9/7/10
One-Night Stands Can So Lead to Beautiful Relationships

photo by e.esders

Before we started writing about sex, we had no idea that so many scientists and researchers spent time so much time studying our sexual proclivities. These days we have trouble thinking of anything sexual that hasn’t been qualified and quantified and written up in a science journal.

Take the age-old issue of whether you’re ruining your shot at a relationship if you sleep with someone on a first date. According to science — at least, according to a new study out of the University of Iowa, just published in the journal Social Science Research — not necessarily. Once you factor out people who weren’t serious about entering a relationship in the first place, it’s pretty much even-stevens. Meaning, couples who boinked on the first date tend to be just as happy and satisfied in their long-term relationship as couples who held off for a while and just masturbated furiously when they got home after a date. (Okay, so that furious masturbation thing wasn’t actually in the survey — we made that up.)

Read the rest of this post on SUNfiltered



6 Comments

  1. This study doesn’t take into account the people who were interested in a relationship and then backed off after someone giving it up on the first date… I know plenty of men who have done this in certain situations. The only thing this study is saying is that when a relationship happens, the quality of the relationship that started as a one night stand is no different than others that didn’t. That doesn’t mean that one night stands have a high chance of turning into a relationship if both partners were looking for a relationship.

  2. But really, though, this is the kind of report that’s going to disappoint practically everybody. First of all it’s obviously going to upset slut-shamer Susan Walsh, who’s trying to build a career out of saying the only way to land a man in the first place is never to have sex at all. But it’s also going to disappoint a lot of people who were madly drawn to each other but held off for fear of jinxing themselves.

    That doesn’t mean everyone should run out and start having one-night stands — I’m still a big fan of waiting till the third date to kiss… followed by carpet-unraveling abandon on the fourth. In fact I think it’s unlikely to change people’s behavior much at all.

    I mean, I think it’ll be more like the end of the false but once iron-clad rule that you’d die if you went swimming less than an hour after eating: you can do what seems sensible rather than fearful or desperate to you and probably be just fine. Whether it’s on the 1st date or the 101st.

    figleaf

  3. @AlanK: Also, flirty skirts instead of shorts are going to make a difference? It’s not quite “she’s asking for it” territory but it sounds like you’re assuming women in short shorts are going to draw the attention of players more than women in skirts. Or be easier marks. Having been at least a semi-player in my youth I don’t remember either of those assumptions being true at all.

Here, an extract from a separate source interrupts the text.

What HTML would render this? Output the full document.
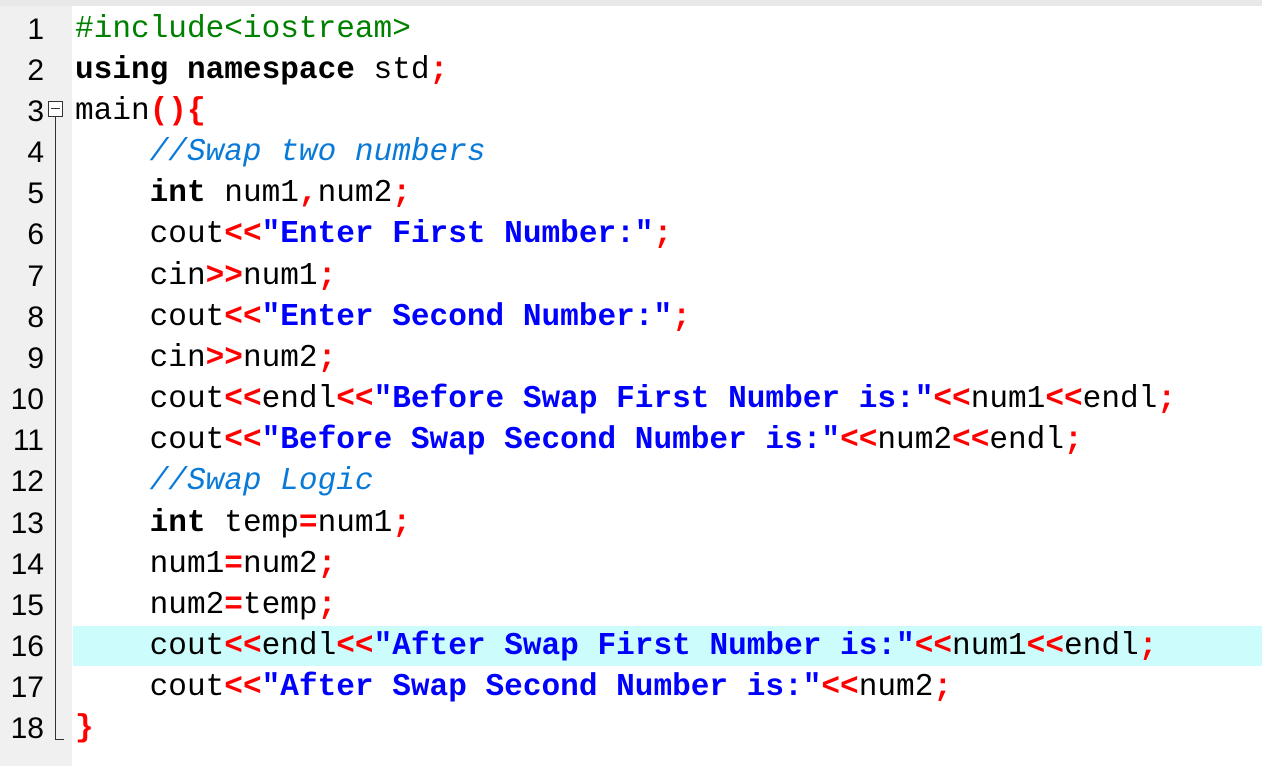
<!DOCTYPE html>
<html><head><style>
body{margin:0;width:1262px;height:766px;background:#fff;position:relative;overflow:hidden;font-family:"Liberation Mono",monospace;}
.top{position:absolute;left:0;top:0;width:1262px;height:6px;background:#e8e8e8;}
.gut{position:absolute;left:0;top:6px;width:72px;height:760px;background:#f0f0f0;}
.ln{position:absolute;left:0;width:44px;text-align:right;font:30px "Liberation Sans",sans-serif;color:#000;line-height:41px;}
.cl{position:absolute;left:75px;white-space:pre;font-size:31.1px;line-height:41px;color:#000;}
.hl{position:absolute;left:73px;top:626px;width:1189px;height:40px;background:#ccfcfc;}
.k{font-weight:bold;color:#000}
.o{color:#f00;font-weight:bold}
.s{color:#00f;font-weight:bold}
.c{color:#0a7ad8;font-style:italic}
.p{color:#008000}
</style></head><body>
<div class="top"></div>
<div class="gut"></div>
<div class="hl"></div>
<div style="position:absolute;left:48px;top:101px;width:13px;height:14px;border:1px solid #333;background:#fff"></div>
<div style="position:absolute;left:51px;top:108px;width:9px;height:1px;background:#333"></div>
<div style="position:absolute;left:55px;top:116px;width:1px;height:624px;background:#333"></div>
<div style="position:absolute;left:55px;top:739px;width:9px;height:1px;background:#333"></div>
<div class="ln" style="top:9px">1</div>
<div class="ln" style="top:50px">2</div>
<div class="ln" style="top:91px">3</div>
<div class="ln" style="top:132px">4</div>
<div class="ln" style="top:173px">5</div>
<div class="ln" style="top:214px">6</div>
<div class="ln" style="top:256px">7</div>
<div class="ln" style="top:297px">8</div>
<div class="ln" style="top:338px">9</div>
<div class="ln" style="top:379px">10</div>
<div class="ln" style="top:420px">11</div>
<div class="ln" style="top:461px">12</div>
<div class="ln" style="top:503px">13</div>
<div class="ln" style="top:544px">14</div>
<div class="ln" style="top:585px">15</div>
<div class="ln" style="top:626px">16</div>
<div class="ln" style="top:667px">17</div>
<div class="ln" style="top:708px">18</div>
<div class="cl" style="top:9px"><span class="p">#include&lt;iostream&gt;</span></div>
<div class="cl" style="top:50px"><span class="k">using namespace</span> std<span class="o">;</span></div>
<div class="cl" style="top:91px">main<span class="o">(){</span></div>
<div class="cl" style="top:132px">    <span class="c">//Swap two numbers</span></div>
<div class="cl" style="top:173px">    <span class="k">int</span> num1<span class="o">,</span>num2<span class="o">;</span></div>
<div class="cl" style="top:214px">    cout<span class="o">&lt;&lt;</span><span class="s">"Enter First Number:"</span><span class="o">;</span></div>
<div class="cl" style="top:256px">    cin<span class="o">&gt;&gt;</span>num1<span class="o">;</span></div>
<div class="cl" style="top:297px">    cout<span class="o">&lt;&lt;</span><span class="s">"Enter Second Number:"</span><span class="o">;</span></div>
<div class="cl" style="top:338px">    cin<span class="o">&gt;&gt;</span>num2<span class="o">;</span></div>
<div class="cl" style="top:379px">    cout<span class="o">&lt;&lt;</span>endl<span class="o">&lt;&lt;</span><span class="s">"Before Swap First Number is:"</span><span class="o">&lt;&lt;</span>num1<span class="o">&lt;&lt;</span>endl<span class="o">;</span></div>
<div class="cl" style="top:420px">    cout<span class="o">&lt;&lt;</span><span class="s">"Before Swap Second Number is:"</span><span class="o">&lt;&lt;</span>num2<span class="o">&lt;&lt;</span>endl<span class="o">;</span></div>
<div class="cl" style="top:461px">    <span class="c">//Swap Logic</span></div>
<div class="cl" style="top:503px">    <span class="k">int</span> temp<span class="o">=</span>num1<span class="o">;</span></div>
<div class="cl" style="top:544px">    num1<span class="o">=</span>num2<span class="o">;</span></div>
<div class="cl" style="top:585px">    num2<span class="o">=</span>temp<span class="o">;</span></div>
<div class="cl" style="top:626px">    cout<span class="o">&lt;&lt;</span>endl<span class="o">&lt;&lt;</span><span class="s">"After Swap First Number is:"</span><span class="o">&lt;&lt;</span>num1<span class="o">&lt;&lt;</span>endl<span class="o">;</span></div>
<div class="cl" style="top:667px">    cout<span class="o">&lt;&lt;</span><span class="s">"After Swap Second Number is:"</span><span class="o">&lt;&lt;</span>num2<span class="o">;</span></div>
<div class="cl" style="top:708px"><span class="o">}</span></div>
</body></html>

    Also, based on my own years of first, second, and third-hand experience working in party-college university-area beer bars, I think Em & Lo are right: players (men and women both) can play their marks for weeks or months… before dropping them cold after a night in bed.

    figleaf

  4. Alan, we mostly agree with you — what we were trying to say is that if you discount the players (who weren’t going to end up in a beautiful relationship anyway), then having sex on the first date won’t affect the quality of the resulting relationship. You’re right: if someone’s a playa, it’s not going to end in a relationship no matter how long you wait.

    However, we’re not sure that waiting necessarily weeds out all the players… unless you’re willing to make them wait, like, 6 months! Plenty of players will hang out for a while and then dump you as soon as the un-relationship is consummated. So if you really want to weed out the players, having sex with them is an even speedier way to spot them! Of course, this requires having lots of sex with lots of players, which we don’t necessarily recommend…

  5. Aha, E&L, I–Dr Science–refute your argument. Call it self-selection bias. You’re right; anyone who wants to be with you will wait for a while or welcome early intimacy if offered. However, someone who does NOT want a relationship is much less likely to wait. Hence, holding off a few dates helps to winnow out the players.

    Of course, if you want to have sex with the player while waiting for Mr/Miss Right to come along, that’s another argument. But for many of us, it’s hard to focus on finding one man/woman while still sleeping with another. And anyway, do you really want to get naked on an on-going basis with people who aren’t treating you like a real person?

    A little flirting, wearing swirly dresses instead of skin-tight shorts in summer, couldn’t hurt either.